National Institutes of Health has begun implementing a series of clinical trials reforms

Over the last few years, the National Institutes of Health has begun implementing a series of clinical trials reforms designed to enhance the accountability and transparency of clinical research. These reforms affect grants and contracts involving clinical trials, and several changes took effect on January 25, 2018.
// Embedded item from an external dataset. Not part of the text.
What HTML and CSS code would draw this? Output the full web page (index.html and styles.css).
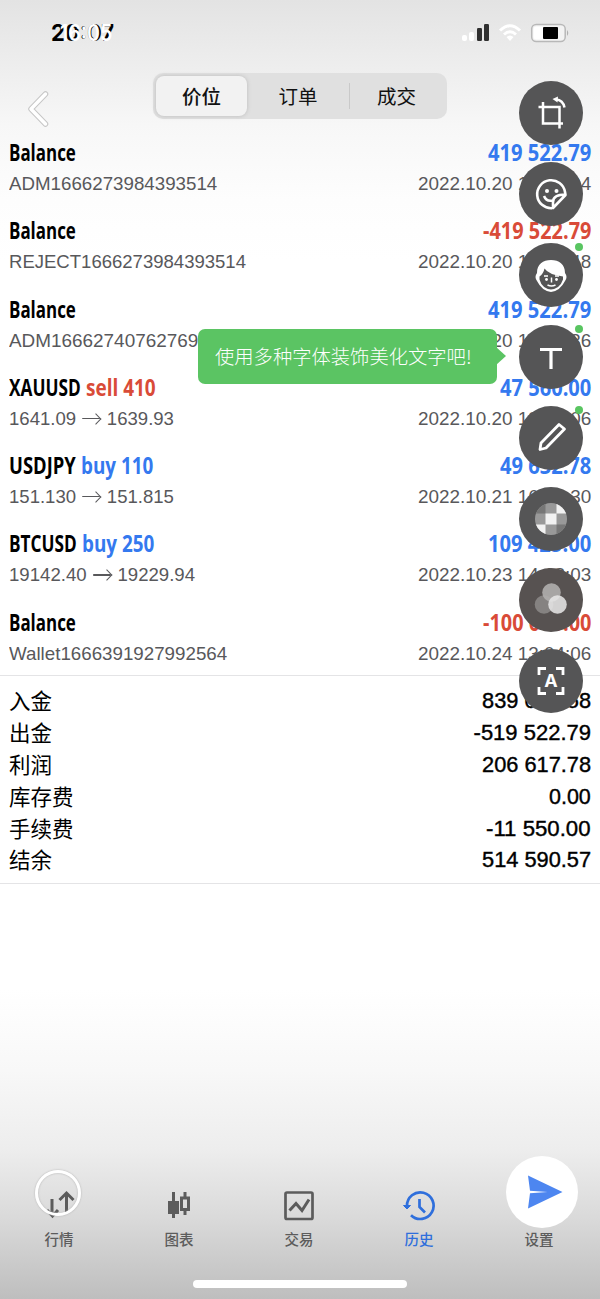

Below are several key NIH reforms of importance to the NHLBI research community: 

  • Clinical trial-specific funding opportunities: Applications and proposals involving clinical trials with due dates on or after January 25, 2018, must be submitted to a funding opportunity announcement (FOA) or request for proposal (RFP) that explicitly states it will accept clinical trials. After January 25, 2018, the NIH will only accept clinical trial applications when submitted to parent announcements or other FOAs that specify clinical trials.
  • New Human Subjects and Clinical Trial Information form: The NIH will require the use of a new application form that consolidates all information related to human subjects and clinical trials into one place, and also expands the information required for studies that meet the NIH definition of a clinical trial. This form will be included in the newFORMS-E Application Packages to be used for all due dates after January 25, 2018. 
  • Single IRB policy for multi-site research: For applications with due dates after January 25, 2018, and contract solicitations published after January 25, 2018, the NIH expects that all sites participating in multi-site studies that involve non-exempt human subjects research funded by the NIH will use a single Institutional Review Board (sIRB) to conduct the ethical review required for the protection of human subjects.  This requirement applies to all applicable human subjects studies, not just trials.
  • Registering and reporting for NIH-funded clinical trials: All NIH-funded clinical trials are expected to register and submit results information to ClinicalTrials.gov to help ensure that information about clinical trials and their results are made publicly available, in a timely manner.
  • Clinical Trials Protocol Template for Phase II and III Clinical Trials Conducted Under an IND or IDE: Investigators are encouraged to use a template and electronic protocol-writing tool, developed by the NIH and the Food and Drug Administration, to help evaluate the scientific basis of their assumptions, minimize uncertainty in the interpretation of outcomes, and prevent loss of data.
  • Good Clinical Practice Training: The NIH expects all NIH-funded clinical investigators and trial staff who are involved in the design, conduct, oversight, or management of clinical trials to be trained in Good Clinical Practice to help ensure the safety, integrity, and quality of clinical trials.